Starring: Andy Garcia, Ines Sastre, Bill Murray, Tomas Milian, Enrique Murciano, Nestor Carbonell, Richard Bradford, Jsu Garcia, Millie Perkins
Rated R for Violence
I admit that I'm a sucker for movies that follow a group of characters through time, and at the end they look back nostalgically over what has been lost to time. In many ways, Andy Garcia's directorial debut, "The Lost City," is one of those movies, although it's nowhere near the level of the best ones, like "Memoirs of a Geisha" or "For the Boys." Come to think of it, a better comparison would be "Farewell, My Concubine."
Fico Fellove (Garcia) is the owner of "El Tropico," the hottest nightclub in Havana. His family is as wealthy as it is diverse. His brothers Luis (Carbonell) and Ricardo (Murciano) are revolutionaries trying to overthrow the brutal regime of President Fulgencio Batista (Juan Fernandez) while he concentrates on running the club. But as his father puts it, they always put family first. Unfortunately for Fico, change is coming, and he can no longer ignore it.
This is a powerful story of love and loss, family and violence, death and tragedy. All the good stuff we go to movies like this for. However, merely having the right ingredients isn't enough. You have to have the person behind the camera stir them all together with skill, and that's where the film comes up short. I do not doubt that Andy Garcia, a Cuban native who fled to the US at age 5, wanted to tell this story. The film beats with the heart of a man mourning the loss of his homeland. But Garcia just doesn't have the directorial skill to pull this complex of a project off. It needs a true master, like Francis Ford Coppola. To his credit, Garcia is smart enough to know this, and borrows from the man who directed him to an Oscar nomination in "The Godfather: Part III."
The acting varies. Garcia, never an actor of significant range, is uneven as Fico. Usually he's pretty good, but there are times when he goes over the top or is too muted. Ines Sastre is certainly beautiful as the woman who would eventually become his wife, but she doesn't display a lot of range. Tomas Milian brings a huge dose of pathos to the weary but loyal Don Federico. Bill Murray's contribution is curious. It's a good performance (it's the sort of thing that only Murray could pull off), but I was left wondering what he contributed to the story. There seems to be a lot of potential in his character, but Garcia only has him hang around and toss out one-liners. Special mention has to go to Jsu Garcia, who is quite effective as Che Guevarra. Horror fans might be interested to know that he once played the ill-fated Rod in the classic "A Nightmare on Elm Street."

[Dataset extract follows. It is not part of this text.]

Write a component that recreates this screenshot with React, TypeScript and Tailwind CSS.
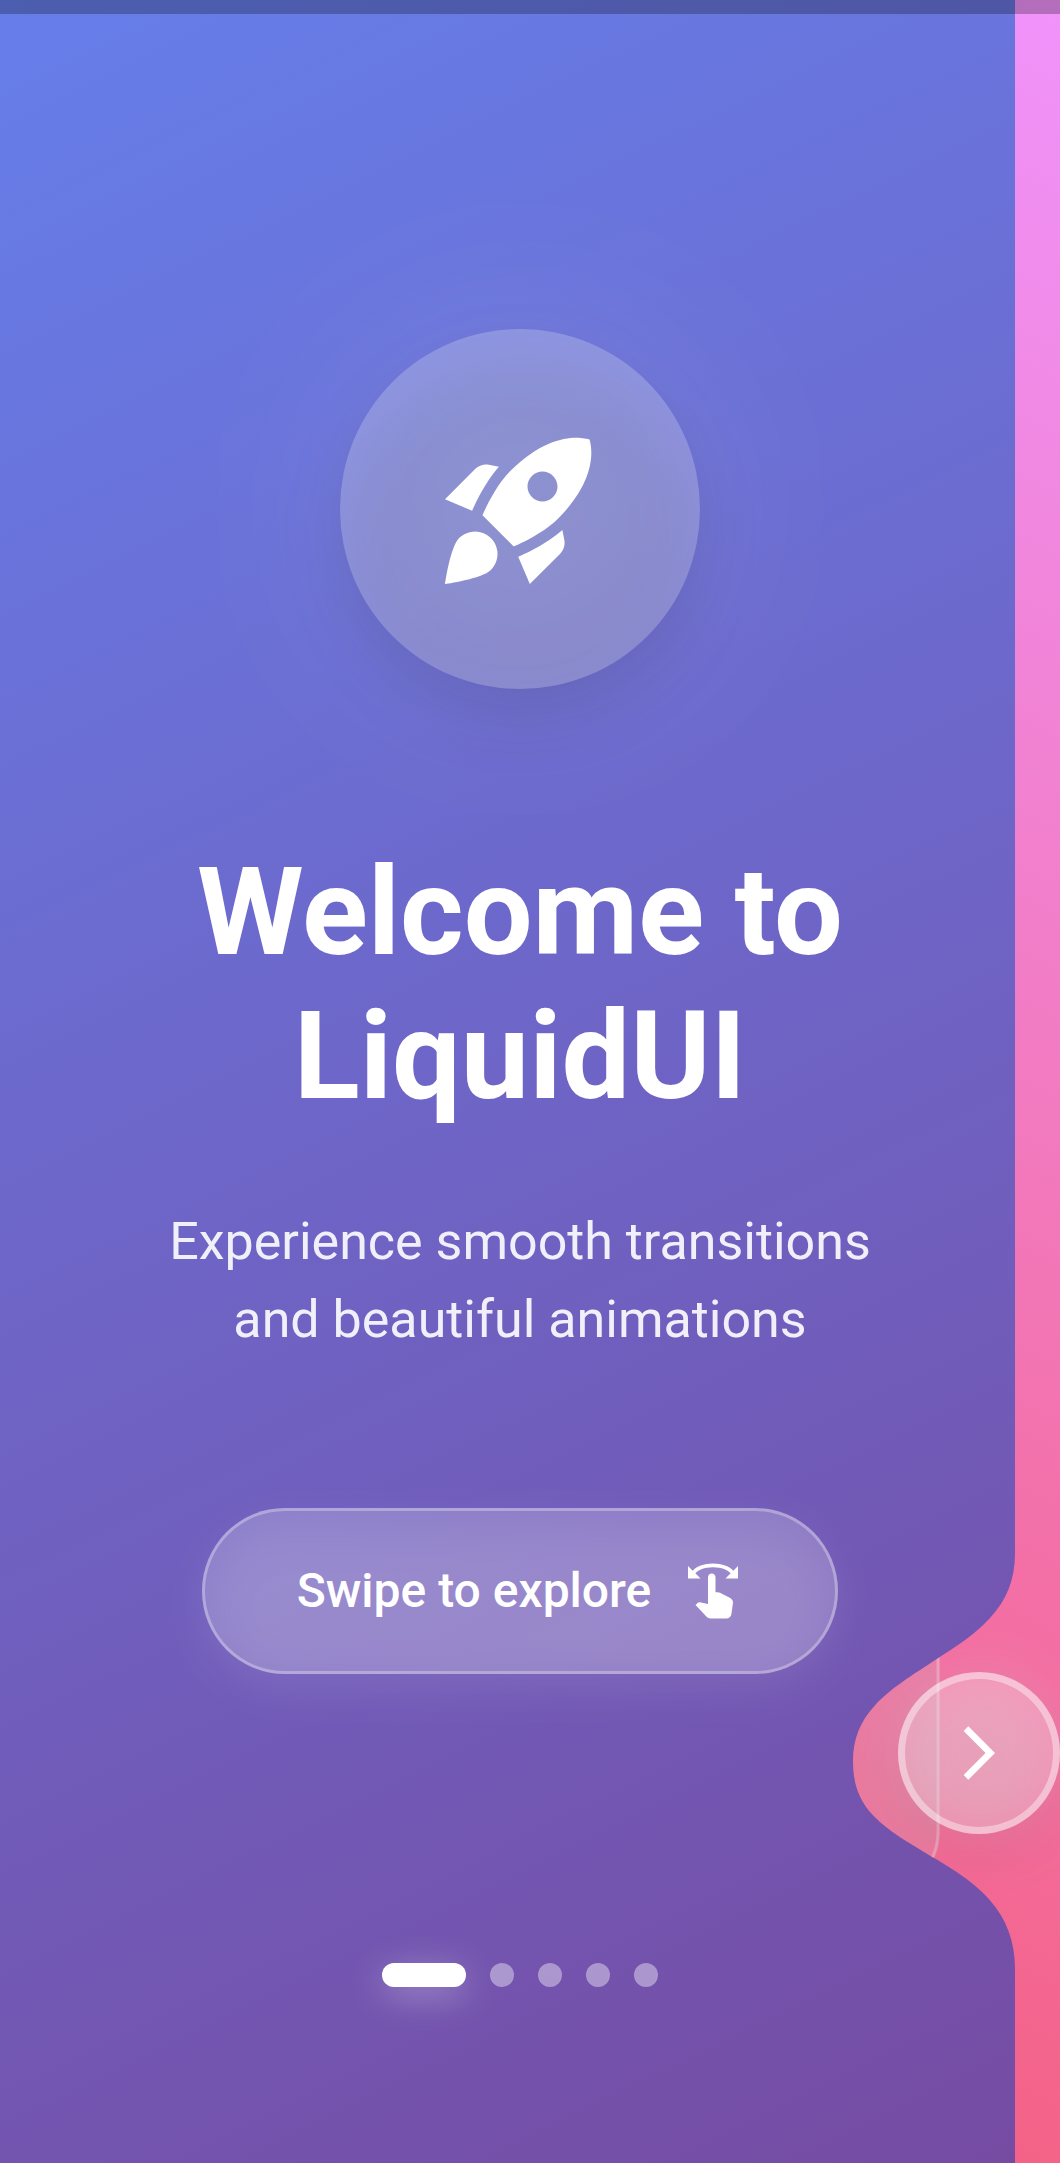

"The Lost City" is certainly not a waste of time. It's a story that needs to be told. And while there are many flat moments and times when the film drags, there are just as many that do work. For example, an assassination attempt of Batista is effectively (but not masterfully) handled and crackled with suspense. The ending, while protracted, rings true with longing and sadness. That, even after 16 years, there were people who were still determined to get it made speaks to the power of the subject.
But the film is so uneven. Garcia is fond of cross-cutting between events that go on simultaneously or at different points in time, but the editing is often clumsy. The acting and writing are occasionally lacking as well. As such, I can't in good conscience recommend the film. By the same token, if I came across a person who had even the smallest intent or interest in seeing this film, I wouldn't stop them.